Major Women Writers: Women Writers and the Fairy Tale—Diversity Intensive

ENGLSH 4180/7180
Section 01
Semester
Fall
Year
2023
Maureen Konkle
Monday
Wednesday
Friday
10:00-10:50
Course Description

We might think of fairy tales as comforting childhood stories but women have been using them to think about, criticize, and subvert their circumstances, producing both fantasies and anti-fantasies, since at least the seventeenth century.
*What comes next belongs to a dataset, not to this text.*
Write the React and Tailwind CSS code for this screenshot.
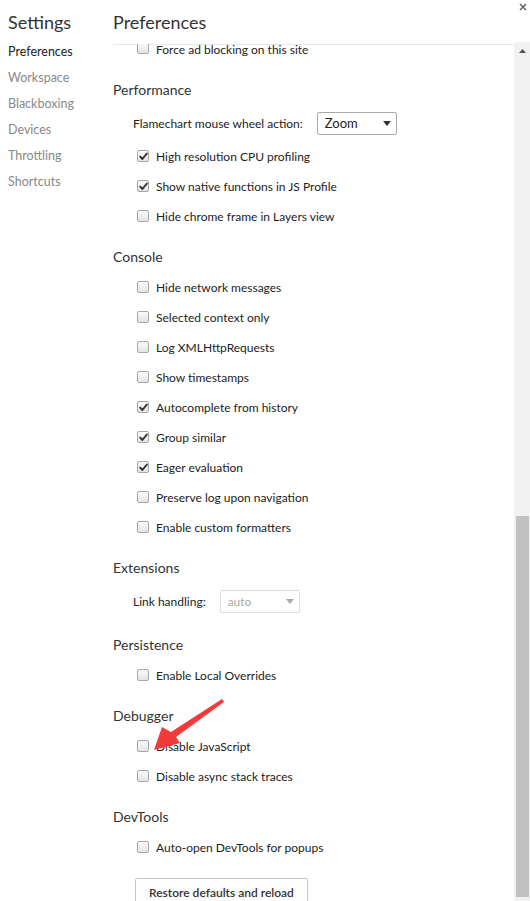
import React from 'react';

const sidebar = ['Preferences', 'Workspace', 'Blackboxing', 'Devices', 'Throttling', 'Shortcuts'];

function Box({ checked }) {
  return (
    <span className="w-[12px] h-[12px] rounded-[2px] border border-[#a6a6a6] bg-gradient-to-b from-[#fbfbfb] to-[#e4e4e4] flex items-center justify-center shrink-0">
      {checked && (
        <svg width="9" height="9" viewBox="0 0 9 9">
          <path d="M1.2 4.6 L3.4 7 L7.8 1.6" fill="none" stroke="#333" strokeWidth="1.9" strokeLinecap="round" strokeLinejoin="round" />
        </svg>
      )}
    </span>
  );
}

function Check({ label, checked }) {
  return (
    <div className="h-[30px] flex items-center pl-[24px] gap-[7px] text-[#222]">
      <Box checked={checked} />
      <span className="pt-[2px]">{label}</span>
    </div>
  );
}

function Section({ title, children }) {
  return (
    <div className="mt-[11px]">
      <div className="h-[30px] flex items-center pb-[2px] text-[14px] text-[#333]">{title}</div>
      {children}
    </div>
  );
}

function Caret({ color }) {
  return (
    <svg width="8" height="5" viewBox="0 0 8 5">
      <path d="M0 0 H8 L4 5 Z" fill={color} />
    </svg>
  );
}

export default function App() {
  return (
    <div className="relative w-[530px] h-[901px] bg-white overflow-hidden flex text-[12px]" style={{ fontFamily: 'Lato, "Open Sans", sans-serif' }}>
      <div className="w-[113px] shrink-0 pl-[8px]">
        <div className="h-[45px] flex items-center text-[18px] text-[#333]">Settings</div>
        <div className="flex flex-col -mt-[6px]">
          {sidebar.map((s, i) => (
            <div key={s} className={'h-[26px] flex items-center text-[12.5px] ' + (i === 0 ? 'text-[#222]' : 'text-[#888]')}>{s}</div>
          ))}
        </div>
      </div>

      <div className="flex-1 flex flex-col min-w-0">
        <div className="h-[45px] shrink-0 flex items-center text-[18px] text-[#333] border-b border-[#e6e6e6] mr-[16px]">Preferences</div>
        <div className="flex-1">
          {/* partly scrolled-away first row */}
          <div className="h-[19px]">
            <div className="h-[8px] flex items-center pl-[24px] gap-[7px] text-[#222]">
              <span className="h-[10px] overflow-hidden flex items-end shrink-0"><Box /></span>
              <span className="leading-none pt-[1px]">Force ad blocking on this site</span>
            </div>
          </div>

          <Section title="Performance">
            <div className="h-[36px] flex items-center pl-[20px] gap-[14px] text-[#222]">
              <span className="pt-[2px]">Flamechart mouse wheel action:</span>
              <div className="w-[80px] h-[23px] border border-[#a9a9a9] rounded-[2px] flex items-center justify-between pl-[7px] pr-[5px] text-[13px] text-[#222]">
                <span className="pt-[1px]">Zoom</span>
                <Caret color="#333" />
              </div>
            </div>
            <Check label="High resolution CPU profiling" checked />
            <Check label="Show native functions in JS Profile" checked />
            <Check label="Hide chrome frame in Layers view" />
          </Section>

          <Section title="Console">
            <Check label="Hide network messages" />
            <Check label="Selected context only" />
            <Check label="Log XMLHttpRequests" />
            <Check label="Show timestamps" />
            <Check label="Autocomplete from history" checked />
            <Check label="Group similar" checked />
            <Check label="Eager evaluation" checked />
            <Check label="Preserve log upon navigation" />
            <Check label="Enable custom formatters" />
          </Section>

          <Section title="Extensions">
            <div className="h-[36px] flex items-center pl-[20px] gap-[14px] text-[#222]">
              <span className="pt-[2px]">Link handling:</span>
              <div className="w-[80px] h-[23px] border border-[#dcdcdc] rounded-[2px] flex items-center justify-between pl-[7px] pr-[5px] text-[#aaa]">
                <span className="pt-[1px]">auto</span>
                <Caret color="#aaa" />
              </div>
            </div>
          </Section>

          <Section title="Persistence">
            <Check label="Enable Local Overrides" />
          </Section>

          <Section title="Debugger">
            <Check label="Disable JavaScript" />
            <Check label="Disable async stack traces" />
          </Section>

          <Section title="DevTools">
            <Check label="Auto-open DevTools for popups" />
          </Section>

          <div className="pl-[22px] pt-[16px]">
            <button className="h-[30px] px-[13px] border border-[#c8c8c8] rounded-[2px] bg-[#fdfdfd] text-[#333] text-[12px] font-semibold">
              Restore defaults and reload
            </button>
          </div>
        </div>
      </div>

      {/* scrollbar */}
      <div className="absolute right-0 top-[42px] bottom-0 w-[16px] bg-[#f1f1f1]">
        <div className="flex justify-center pt-[7px]">
          <svg width="7" height="4" viewBox="0 0 7 4"><path d="M0 4 L3.5 0 L7 4 Z" fill="#505050" /></svg>
        </div>
        <div className="absolute left-[2px] right-[1px] top-[474px] bottom-[4px] bg-[#c1c1c1]" />
      </div>

      {/* close */}
      <svg className="absolute right-[3px] top-[3px]" width="8" height="8" viewBox="0 0 8 8">
        <path d="M1 1 L7 7 M7 1 L1 7" stroke="#666" strokeWidth="1.6" />
      </svg>

      {/* red annotation arrow */}
      <svg className="absolute left-0 top-0 pointer-events-none" width="530" height="901">
        <path d="M222 699 L224 702 L176 737 L180 743 L154 750 L162 727 L171 732 Z" fill="#f23a3a" />
      </svg>
    </div>
  );
}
This course looks at that tradition in women's writing through the emergence of the literary fairy tale in French, German, and British women's writing from the seventeenth to the nineteenth centuries, the influence of the "classical" French and German fairy tale tradition in Anglophone women's writing in the nineteenth century, and rewritings of fairy tales in contemporary fiction by women, including Angela Carter, The Bloody Chamber (1979), Margaret Atwood, Blind Assassin (2001), Toni Morrison, God Help the Child (2016), and Helen Oyeyemi, Gingerbread (2020). While women and girls have been the focus of fairy tales since stories were written down they have been obscured as tellers of stories and almost unknown as writers until the late twentieth century, so we will also be examining post-1970s feminist criticism of fairy tales and recovery of women's writing by Maria Tatar, Marina Warner, Ruth Bottigheimer, and Cristina Bacchilega. Assignments include a weekly discussion board, mid-term and final examinations, and two critical analysis papers.